Instruction |
Tell how many lines in the data below include the word "styles". The answer is the number only.

Listing |
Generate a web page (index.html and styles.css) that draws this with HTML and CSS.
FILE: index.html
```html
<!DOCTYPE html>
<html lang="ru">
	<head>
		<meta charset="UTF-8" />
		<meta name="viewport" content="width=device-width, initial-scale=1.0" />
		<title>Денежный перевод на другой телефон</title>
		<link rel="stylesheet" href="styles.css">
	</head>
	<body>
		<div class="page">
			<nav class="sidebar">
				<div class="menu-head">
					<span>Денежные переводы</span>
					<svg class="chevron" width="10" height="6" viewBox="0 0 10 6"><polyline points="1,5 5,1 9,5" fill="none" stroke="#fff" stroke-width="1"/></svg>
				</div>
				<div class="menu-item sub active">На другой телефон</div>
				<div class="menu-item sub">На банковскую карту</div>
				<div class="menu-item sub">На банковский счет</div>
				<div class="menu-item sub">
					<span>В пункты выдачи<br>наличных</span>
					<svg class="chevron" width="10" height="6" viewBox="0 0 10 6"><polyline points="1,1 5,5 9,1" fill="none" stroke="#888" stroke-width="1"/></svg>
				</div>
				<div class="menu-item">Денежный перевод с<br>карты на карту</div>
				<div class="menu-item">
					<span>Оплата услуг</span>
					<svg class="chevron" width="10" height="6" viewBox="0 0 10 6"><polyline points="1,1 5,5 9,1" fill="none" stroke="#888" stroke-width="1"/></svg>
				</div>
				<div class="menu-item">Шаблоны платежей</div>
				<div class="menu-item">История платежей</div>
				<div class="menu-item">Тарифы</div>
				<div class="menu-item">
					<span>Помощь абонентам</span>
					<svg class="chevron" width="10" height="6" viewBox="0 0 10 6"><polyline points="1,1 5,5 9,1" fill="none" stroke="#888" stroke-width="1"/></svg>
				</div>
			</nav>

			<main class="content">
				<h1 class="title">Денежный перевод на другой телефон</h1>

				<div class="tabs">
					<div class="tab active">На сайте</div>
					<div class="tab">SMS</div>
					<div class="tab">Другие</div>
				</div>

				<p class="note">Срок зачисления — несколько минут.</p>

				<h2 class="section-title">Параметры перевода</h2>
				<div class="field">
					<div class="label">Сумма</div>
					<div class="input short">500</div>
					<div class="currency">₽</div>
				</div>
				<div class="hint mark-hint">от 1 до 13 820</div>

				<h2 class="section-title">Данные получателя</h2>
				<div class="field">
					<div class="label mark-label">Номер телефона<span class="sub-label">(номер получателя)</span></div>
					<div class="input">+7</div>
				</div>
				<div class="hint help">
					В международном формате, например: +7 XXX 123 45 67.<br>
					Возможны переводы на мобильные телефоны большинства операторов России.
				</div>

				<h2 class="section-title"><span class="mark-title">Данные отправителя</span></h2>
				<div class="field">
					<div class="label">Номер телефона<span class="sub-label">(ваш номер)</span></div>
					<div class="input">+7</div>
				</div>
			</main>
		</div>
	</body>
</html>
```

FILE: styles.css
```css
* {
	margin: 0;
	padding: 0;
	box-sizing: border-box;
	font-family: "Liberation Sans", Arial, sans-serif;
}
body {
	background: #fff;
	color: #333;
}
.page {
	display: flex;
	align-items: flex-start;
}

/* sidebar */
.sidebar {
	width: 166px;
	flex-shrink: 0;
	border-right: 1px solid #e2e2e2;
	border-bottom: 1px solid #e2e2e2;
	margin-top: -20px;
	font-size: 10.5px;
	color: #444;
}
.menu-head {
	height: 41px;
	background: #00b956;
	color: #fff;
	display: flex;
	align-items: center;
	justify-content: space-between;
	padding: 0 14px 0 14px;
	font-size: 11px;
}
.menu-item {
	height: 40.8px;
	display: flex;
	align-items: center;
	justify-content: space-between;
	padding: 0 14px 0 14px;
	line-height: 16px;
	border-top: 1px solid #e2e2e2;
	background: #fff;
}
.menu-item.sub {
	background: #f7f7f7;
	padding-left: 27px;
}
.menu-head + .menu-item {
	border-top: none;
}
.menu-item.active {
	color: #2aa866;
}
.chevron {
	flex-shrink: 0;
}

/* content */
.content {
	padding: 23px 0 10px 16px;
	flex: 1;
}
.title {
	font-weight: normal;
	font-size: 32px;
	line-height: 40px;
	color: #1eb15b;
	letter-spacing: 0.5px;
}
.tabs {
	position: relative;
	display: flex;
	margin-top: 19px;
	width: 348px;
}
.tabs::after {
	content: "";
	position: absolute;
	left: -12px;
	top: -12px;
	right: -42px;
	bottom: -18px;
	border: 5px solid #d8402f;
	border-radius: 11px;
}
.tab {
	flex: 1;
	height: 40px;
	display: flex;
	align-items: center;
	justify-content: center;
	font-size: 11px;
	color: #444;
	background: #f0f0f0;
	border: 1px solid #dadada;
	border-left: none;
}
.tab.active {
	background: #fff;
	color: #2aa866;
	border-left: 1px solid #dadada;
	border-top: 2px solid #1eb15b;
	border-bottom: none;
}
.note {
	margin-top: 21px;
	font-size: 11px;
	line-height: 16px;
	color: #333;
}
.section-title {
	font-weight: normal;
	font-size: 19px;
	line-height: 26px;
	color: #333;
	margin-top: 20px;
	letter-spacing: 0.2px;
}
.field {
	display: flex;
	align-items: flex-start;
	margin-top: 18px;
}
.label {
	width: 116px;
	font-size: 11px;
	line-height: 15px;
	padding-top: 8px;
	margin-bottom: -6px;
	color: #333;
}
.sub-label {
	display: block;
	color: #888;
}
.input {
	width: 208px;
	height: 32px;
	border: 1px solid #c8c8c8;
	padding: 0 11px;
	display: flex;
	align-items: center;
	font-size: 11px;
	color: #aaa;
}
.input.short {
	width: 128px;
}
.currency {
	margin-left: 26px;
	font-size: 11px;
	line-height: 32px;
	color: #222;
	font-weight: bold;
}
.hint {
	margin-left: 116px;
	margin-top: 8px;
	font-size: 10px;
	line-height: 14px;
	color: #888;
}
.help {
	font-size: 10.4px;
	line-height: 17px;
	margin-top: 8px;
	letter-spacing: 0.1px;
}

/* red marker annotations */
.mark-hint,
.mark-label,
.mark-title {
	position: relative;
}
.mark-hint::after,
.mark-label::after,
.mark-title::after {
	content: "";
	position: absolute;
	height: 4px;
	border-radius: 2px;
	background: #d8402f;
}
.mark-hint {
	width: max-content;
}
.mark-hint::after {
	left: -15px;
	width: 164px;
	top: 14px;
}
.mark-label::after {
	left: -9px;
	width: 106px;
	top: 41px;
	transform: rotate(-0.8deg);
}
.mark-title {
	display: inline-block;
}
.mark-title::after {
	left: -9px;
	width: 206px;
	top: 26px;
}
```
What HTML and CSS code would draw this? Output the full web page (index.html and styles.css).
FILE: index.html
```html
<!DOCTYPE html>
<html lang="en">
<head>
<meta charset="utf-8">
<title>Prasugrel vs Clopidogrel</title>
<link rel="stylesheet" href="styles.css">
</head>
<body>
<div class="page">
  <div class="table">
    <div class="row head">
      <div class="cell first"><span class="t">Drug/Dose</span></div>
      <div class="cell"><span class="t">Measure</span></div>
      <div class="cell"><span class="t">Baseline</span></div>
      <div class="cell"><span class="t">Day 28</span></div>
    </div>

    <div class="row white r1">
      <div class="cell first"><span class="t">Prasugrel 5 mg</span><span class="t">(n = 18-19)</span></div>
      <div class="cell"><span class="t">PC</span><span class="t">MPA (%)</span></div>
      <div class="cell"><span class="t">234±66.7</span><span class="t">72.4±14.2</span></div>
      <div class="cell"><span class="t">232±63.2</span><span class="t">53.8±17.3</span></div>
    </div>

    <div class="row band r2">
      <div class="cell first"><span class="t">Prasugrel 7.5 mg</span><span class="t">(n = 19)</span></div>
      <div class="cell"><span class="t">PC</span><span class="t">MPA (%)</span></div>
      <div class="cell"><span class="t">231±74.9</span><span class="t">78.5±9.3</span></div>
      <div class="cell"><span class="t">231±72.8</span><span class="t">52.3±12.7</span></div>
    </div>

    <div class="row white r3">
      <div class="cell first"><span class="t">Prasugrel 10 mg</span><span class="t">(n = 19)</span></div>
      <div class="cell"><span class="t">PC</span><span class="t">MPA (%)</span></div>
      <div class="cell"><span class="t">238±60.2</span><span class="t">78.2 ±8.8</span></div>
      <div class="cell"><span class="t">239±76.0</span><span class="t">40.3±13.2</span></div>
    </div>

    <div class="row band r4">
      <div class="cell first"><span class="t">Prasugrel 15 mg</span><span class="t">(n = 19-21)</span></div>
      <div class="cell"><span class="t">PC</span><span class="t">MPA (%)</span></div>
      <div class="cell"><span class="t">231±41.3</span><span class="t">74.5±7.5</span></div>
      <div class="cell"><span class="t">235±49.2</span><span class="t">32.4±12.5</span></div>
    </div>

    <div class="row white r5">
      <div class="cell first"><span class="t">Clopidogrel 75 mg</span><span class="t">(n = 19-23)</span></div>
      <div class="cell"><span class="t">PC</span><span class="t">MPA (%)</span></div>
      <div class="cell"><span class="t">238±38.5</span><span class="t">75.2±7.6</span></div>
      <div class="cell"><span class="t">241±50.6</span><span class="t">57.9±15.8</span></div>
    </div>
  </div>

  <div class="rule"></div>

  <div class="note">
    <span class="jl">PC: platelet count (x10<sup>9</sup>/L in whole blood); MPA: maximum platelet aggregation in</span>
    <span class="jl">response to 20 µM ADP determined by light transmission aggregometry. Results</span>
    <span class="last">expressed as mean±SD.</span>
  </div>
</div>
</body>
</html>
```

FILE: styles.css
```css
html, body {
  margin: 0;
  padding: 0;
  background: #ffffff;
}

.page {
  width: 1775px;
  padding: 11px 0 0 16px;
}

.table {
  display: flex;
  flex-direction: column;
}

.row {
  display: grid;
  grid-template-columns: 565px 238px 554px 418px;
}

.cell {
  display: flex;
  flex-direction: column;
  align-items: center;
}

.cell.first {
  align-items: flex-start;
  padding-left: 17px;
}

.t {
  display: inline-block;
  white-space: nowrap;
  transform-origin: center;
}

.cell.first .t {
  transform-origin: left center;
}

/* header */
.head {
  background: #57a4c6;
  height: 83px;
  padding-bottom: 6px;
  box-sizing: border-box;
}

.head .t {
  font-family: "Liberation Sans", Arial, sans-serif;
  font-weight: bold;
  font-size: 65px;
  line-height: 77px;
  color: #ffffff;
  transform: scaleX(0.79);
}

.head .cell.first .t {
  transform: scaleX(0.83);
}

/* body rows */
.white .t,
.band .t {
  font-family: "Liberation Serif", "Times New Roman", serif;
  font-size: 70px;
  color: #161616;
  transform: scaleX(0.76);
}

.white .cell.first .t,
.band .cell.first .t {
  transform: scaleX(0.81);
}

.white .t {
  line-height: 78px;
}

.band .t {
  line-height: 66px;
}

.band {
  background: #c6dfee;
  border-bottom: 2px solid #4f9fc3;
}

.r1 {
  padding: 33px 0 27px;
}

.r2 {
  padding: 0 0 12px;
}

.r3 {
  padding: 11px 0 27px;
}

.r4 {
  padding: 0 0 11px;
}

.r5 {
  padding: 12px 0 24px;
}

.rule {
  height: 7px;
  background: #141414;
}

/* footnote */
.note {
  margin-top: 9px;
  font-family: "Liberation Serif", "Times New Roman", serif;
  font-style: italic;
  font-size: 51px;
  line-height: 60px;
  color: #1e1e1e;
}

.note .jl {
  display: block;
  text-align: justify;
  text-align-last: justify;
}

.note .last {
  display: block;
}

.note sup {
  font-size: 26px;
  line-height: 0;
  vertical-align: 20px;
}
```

Task answer |
6